Task brief :: In your copy, include every line of the listing below exactly but none of the pictures.

Raw data ::
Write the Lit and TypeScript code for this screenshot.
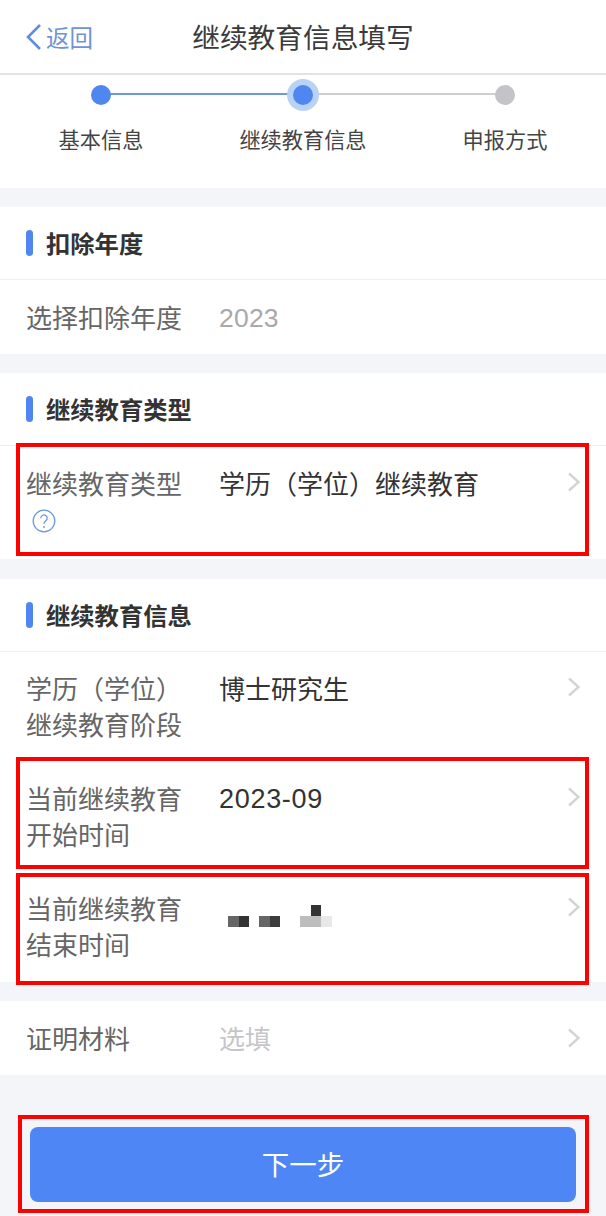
import { LitElement, html, css, nothing } from "lit";
import { customElement } from "lit/decorators.js";

const chevron = html`<svg class="chev" viewBox="0 0 14 20" width="14" height="20"><path d="M2 1.5 L11.5 10 L2 18.5" fill="none" stroke="#d3d4d7" stroke-width="2.4"/></svg>`;

@customElement("app-root")
export class AppRoot extends LitElement {
  static styles = css`
    :host { display: block; width: 606px; height: 1216px; overflow: hidden; background: #f4f5f9; color: #333; font-family: "Noto Sans CJK SC", "Inter", sans-serif; position: relative; }
    * { box-sizing: border-box; }
    .nav { height: 75px; background: #fff; border-bottom: 2px solid #e3e3e5; display: grid; grid-template-columns: 1fr auto 1fr; align-items: center; padding: 0 25px; }
    .back { display: flex; align-items: center; gap: 3px; color: #6f93d6; font-size: 23.5px; line-height: 30px; }
    .title { font-size: 27.7px; color: #3a3a3a; line-height: 34px; margin-top: -2px; }
    .steps { height: 113px; background: #fff; position: relative; }
    .track { position: absolute; left: 101px; top: 18px; width: 404px; height: 2px; display: flex; }
    .track .on { flex: 1; background: #6e97dc; }
    .track .off { flex: 1; background: #cfcfd2; }
    .step-row { display: grid; grid-template-columns: 202px 202px 202px; position: relative; }
    .step { display: flex; flex-direction: column; align-items: center; }
    .dot-wrap { height: 40px; display: flex; align-items: center; justify-content: center; }
    .dot { width: 20px; height: 20px; border-radius: 50%; background: #4f86f0; }
    .dot.cur { box-shadow: 0 0 0 6px #b9d3f6; }
    .dot.todo { background: #c3c3c8; }
    .step-label { font-size: 21.2px; line-height: 30px; color: #444; margin-top: 9px; }
    .section { background: #fff; margin-top: 19px; }
    .section.wide { margin-top: 20px; }
    .head { height: 73px; display: flex; align-items: center; gap: 13px; padding-left: 26px; padding-bottom: 2px; border-bottom: 1px solid #eeeef0; }
    .bar { width: 7px; height: 26px; border-radius: 3.5px; background: #4f86f0; margin-top: 2px; }
    .head-text { font-size: 24.3px; font-weight: 700; color: #333; }
    .row { display: grid; grid-template-columns: 193px 1fr 20px; padding: 0 26px; position: relative; font-size: 26px; line-height: 36px; }
    .row.one { height: 74px; align-items: center; }
    .row.two { height: 110px; padding-top: 18px; }
    .row.two.kind { height: 113px; padding-top: 19px; }
    .row .k { color: #666; }
    .row .v { color: #333; }
    .row .v.grey { color: #a9a9ad; }
    .row .v.ph { color: #c6c6ca; }
    .num { font-family: "Liberation Sans", sans-serif; font-size: 26.5px; letter-spacing: 0.2px; padding-top: 1px; }
    .date { font-family: "Liberation Sans", sans-serif; font-size: 27px; letter-spacing: 0.7px; position: relative; top: -1px; }
    .end { justify-self: end; margin-right: -1px; }
    .row.two .end { padding-top: 7px; }
    .row.one .end { display: flex; }
    .chev { display: block; }
    .help { display: block; margin: 8px 0 0 6px; }
    .mark { position: absolute; border: 4px solid #f00; pointer-events: none; left: 16px; right: 17px; }
    .m1 { top: -3px; bottom: 3px; }
    .m2 { top: -5px; bottom: 3px; }
    .m3 { top: 1px; bottom: -3px; }
    .blur { display: flex; align-items: flex-end; height: 37px; padding-left: 9px; }
    .px { width: 10.5px; height: 11px; }
    .px-gap { width: 10px; }
    .px-gap.wide { width: 20px; }
    .px-tall { position: relative; }
    .px-top { position: absolute; left: 0; top: -11px; width: 10.5px; height: 11px; background: #333; }
    .c1 { background: #666; }
    .c2 { background: #333; }
    .c3 { background: #3c3c3c; }
    .c4 { background: #bdbdbd; }
    .c5 { background: #e8e8e8; }
    .foot { padding: 52px 30px 0; position: relative; }
    .btn { height: 75px; border-radius: 8px; background: #4f86f5; color: #fff; font-size: 27.5px; display: flex; align-items: center; justify-content: center; padding-bottom: 4px; }
    .m4 { left: 18px; top: 40px; height: 98px; }
  `;

  private row(k: unknown, v: unknown, mark = "") {
    return html`<div class="row two"><div class="k">${k}</div><div class="v">${v}</div><div class="end">${chevron}</div>${mark ? html`<div class="mark ${mark}"></div>` : nothing}</div>`;
  }

  render() {
    return html`
      <div class="nav">
        <div class="back"><svg width="18" height="28" viewBox="0 0 18 28"><path d="M15 2 L3 14 L15 26" fill="none" stroke="#5f8ee0" stroke-width="2.6"/></svg><span>返回</span></div>
        <div class="title">继续教育信息填写</div>
        <div></div>
      </div>
      <div class="steps">
        <div class="track"><div class="on"></div><div class="off"></div></div>
        <div class="step-row">
          <div class="step"><div class="dot-wrap"><div class="dot"></div></div><div class="step-label">基本信息</div></div>
          <div class="step"><div class="dot-wrap"><div class="dot cur"></div></div><div class="step-label">继续教育信息</div></div>
          <div class="step"><div class="dot-wrap"><div class="dot todo"></div></div><div class="step-label">申报方式</div></div>
        </div>
      </div>
      <div class="section">
        <div class="head"><div class="bar"></div><div class="head-text">扣除年度</div></div>
        <div class="row one"><div class="k">选择扣除年度</div><div class="v grey num">2023</div><div></div></div>
      </div>
      <div class="section">
        <div class="head"><div class="bar"></div><div class="head-text">继续教育类型</div></div>
        <div class="row two kind">
          <div class="k">继续教育类型
            <svg class="help" width="24" height="24" viewBox="0 0 24 24"><circle cx="12" cy="12" r="10.8" fill="none" stroke="#6e97dc" stroke-width="1.3"/><path d="M8.8 9.2a3.2 3.2 0 1 1 5 2.6c-1.2.9-1.8 1.4-1.8 3" fill="none" stroke="#6e97dc" stroke-width="1.3"/><circle cx="12" cy="18" r="0.9" fill="#6e97dc"/></svg>
          </div>
          <div class="v">学历（学位）继续教育</div>
          <div class="end">${chevron}</div>
          <div class="mark m1"></div>
        </div>
      </div>
      <div class="section wide">
        <div class="head"><div class="bar"></div><div class="head-text">继续教育信息</div></div>
        ${this.row(html`学历（学位）<br />继续教育阶段`, "博士研究生")}
        ${this.row(html`当前继续教育<br />开始时间`, html`<span class="date">2023-09</span>`, "m2")}
        ${this.row(html`当前继续教育<br />结束时间`, html`<div class="blur">
            <div class="px c1"></div><div class="px c2"></div><div class="px-gap"></div>
            <div class="px c1"></div><div class="px c3"></div><div class="px-gap wide"></div>
            <div class="px c4"></div><div class="px px-tall c4"><div class="px-top"></div></div><div class="px c5"></div>
          </div>`, "m3")}
      </div>
      <div class="section">
        <div class="row one"><div class="k">证明材料</div><div class="v ph">选填</div><div class="end">${chevron}</div></div>
      </div>
      <div class="foot">
        <div class="btn">下一步</div>
        <div class="mark m4"></div>
      </div>
    `;
  }
}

Written answer ::
Write the Lit and TypeScript code for this screenshot.
import { LitElement, html, css, nothing } from "lit";
import { customElement } from "lit/decorators.js";

const chevron = html`<svg class="chev" viewBox="0 0 14 20" width="14" height="20"><path d="M2 1.5 L11.5 10 L2 18.5" fill="none" stroke="#d3d4d7" stroke-width="2.4"/></svg>`;

@customElement("app-root")
export class AppRoot extends LitElement {
  static styles = css`
    :host { display: block; width: 606px; height: 1216px; overflow: hidden; background: #f4f5f9; color: #333; font-family: "Noto Sans CJK SC", "Inter", sans-serif; position: relative; }
    * { box-sizing: border-box; }
    .nav { height: 75px; background: #fff; border-bottom: 2px solid #e3e3e5; display: grid; grid-template-columns: 1fr auto 1fr; align-items: center; padding: 0 25px; }
    .back { display: flex; align-items: center; gap: 3px; color: #6f93d6; font-size: 23.5px; line-height: 30px; }
    .title { font-size: 27.7px; color: #3a3a3a; line-height: 34px; margin-top: -2px; }
    .steps { height: 113px; background: #fff; position: relative; }
    .track { position: absolute; left: 101px; top: 18px; width: 404px; height: 2px; display: flex; }
    .track .on { flex: 1; background: #6e97dc; }
    .track .off { flex: 1; background: #cfcfd2; }
    .step-row { display: grid; grid-template-columns: 202px 202px 202px; position: relative; }
    .step { display: flex; flex-direction: column; align-items: center; }
    .dot-wrap { height: 40px; display: flex; align-items: center; justify-content: center; }
    .dot { width: 20px; height: 20px; border-radius: 50%; background: #4f86f0; }
    .dot.cur { box-shadow: 0 0 0 6px #b9d3f6; }
    .dot.todo { background: #c3c3c8; }
    .step-label { font-size: 21.2px; line-height: 30px; color: #444; margin-top: 9px; }
    .section { background: #fff; margin-top: 19px; }
    .section.wide { margin-top: 20px; }
    .head { height: 73px; display: flex; align-items: center; gap: 13px; padding-left: 26px; padding-bottom: 2px; border-bottom: 1px solid #eeeef0; }
    .bar { width: 7px; height: 26px; border-radius: 3.5px; background: #4f86f0; margin-top: 2px; }
    .head-text { font-size: 24.3px; font-weight: 700; color: #333; }
    .row { display: grid; grid-template-columns: 193px 1fr 20px; padding: 0 26px; position: relative; font-size: 26px; line-height: 36px; }
    .row.one { height: 74px; align-items: center; }
    .row.two { height: 110px; padding-top: 18px; }
    .row.two.kind { height: 113px; padding-top: 19px; }
    .row .k { color: #666; }
    .row .v { color: #333; }
    .row .v.grey { color: #a9a9ad; }
    .row .v.ph { color: #c6c6ca; }
    .num { font-family: "Liberation Sans", sans-serif; font-size: 26.5px; letter-spacing: 0.2px; padding-top: 1px; }
    .date { font-family: "Liberation Sans", sans-serif; font-size: 27px; letter-spacing: 0.7px; position: relative; top: -1px; }
    .end { justify-self: end; margin-right: -1px; }
    .row.two .end { padding-top: 7px; }
    .row.one .end { display: flex; }
    .chev { display: block; }
    .help { display: block; margin: 8px 0 0 6px; }
    .mark { position: absolute; border: 4px solid #f00; pointer-events: none; left: 16px; right: 17px; }
    .m1 { top: -3px; bottom: 3px; }
    .m2 { top: -5px; bottom: 3px; }
    .m3 { top: 1px; bottom: -3px; }
    .blur { display: flex; align-items: flex-end; height: 37px; padding-left: 9px; }
    .px { width: 10.5px; height: 11px; }
    .px-gap { width: 10px; }
    .px-gap.wide { width: 20px; }
    .px-tall { position: relative; }
    .px-top { position: absolute; left: 0; top: -11px; width: 10.5px; height: 11px; background: #333; }
    .c1 { background: #666; }
    .c2 { background: #333; }
    .c3 { background: #3c3c3c; }
    .c4 { background: #bdbdbd; }
    .c5 { background: #e8e8e8; }
    .foot { padding: 52px 30px 0; position: relative; }
    .btn { height: 75px; border-radius: 8px; background: #4f86f5; color: #fff; font-size: 27.5px; display: flex; align-items: center; justify-content: center; padding-bottom: 4px; }
    .m4 { left: 18px; top: 40px; height: 98px; }
  `;

  private row(k: unknown, v: unknown, mark = "") {
    return html`<div class="row two"><div class="k">${k}</div><div class="v">${v}</div><div class="end">${chevron}</div>${mark ? html`<div class="mark ${mark}"></div>` : nothing}</div>`;
  }

  render() {
    return html`
      <div class="nav">
        <div class="back"><svg width="18" height="28" viewBox="0 0 18 28"><path d="M15 2 L3 14 L15 26" fill="none" stroke="#5f8ee0" stroke-width="2.6"/></svg><span>返回</span></div>
        <div class="title">继续教育信息填写</div>
        <div></div>
      </div>
      <div class="steps">
        <div class="track"><div class="on"></div><div class="off"></div></div>
        <div class="step-row">
          <div class="step"><div class="dot-wrap"><div class="dot"></div></div><div class="step-label">基本信息</div></div>
          <div class="step"><div class="dot-wrap"><div class="dot cur"></div></div><div class="step-label">继续教育信息</div></div>
          <div class="step"><div class="dot-wrap"><div class="dot todo"></div></div><div class="step-label">申报方式</div></div>
        </div>
      </div>
      <div class="section">
        <div class="head"><div class="bar"></div><div class="head-text">扣除年度</div></div>
        <div class="row one"><div class="k">选择扣除年度</div><div class="v grey num">2023</div><div></div></div>
      </div>
      <div class="section">
        <div class="head"><div class="bar"></div><div class="head-text">继续教育类型</div></div>
        <div class="row two kind">
          <div class="k">继续教育类型
            <svg class="help" width="24" height="24" viewBox="0 0 24 24"><circle cx="12" cy="12" r="10.8" fill="none" stroke="#6e97dc" stroke-width="1.3"/><path d="M8.8 9.2a3.2 3.2 0 1 1 5 2.6c-1.2.9-1.8 1.4-1.8 3" fill="none" stroke="#6e97dc" stroke-width="1.3"/><circle cx="12" cy="18" r="0.9" fill="#6e97dc"/></svg>
          </div>
          <div class="v">学历（学位）继续教育</div>
          <div class="end">${chevron}</div>
          <div class="mark m1"></div>
        </div>
      </div>
      <div class="section wide">
        <div class="head"><div class="bar"></div><div class="head-text">继续教育信息</div></div>
        ${this.row(html`学历（学位）<br />继续教育阶段`, "博士研究生")}
        ${this.row(html`当前继续教育<br />开始时间`, html`<span class="date">2023-09</span>`, "m2")}
        ${this.row(html`当前继续教育<br />结束时间`, html`<div class="blur">
            <div class="px c1"></div><div class="px c2"></div><div class="px-gap"></div>
            <div class="px c1"></div><div class="px c3"></div><div class="px-gap wide"></div>
            <div class="px c4"></div><div class="px px-tall c4"><div class="px-top"></div></div><div class="px c5"></div>
          </div>`, "m3")}
      </div>
      <div class="section">
        <div class="row one"><div class="k">证明材料</div><div class="v ph">选填</div><div class="end">${chevron}</div></div>
      </div>
      <div class="foot">
        <div class="btn">下一步</div>
        <div class="mark m4"></div>
      </div>
    `;
  }
}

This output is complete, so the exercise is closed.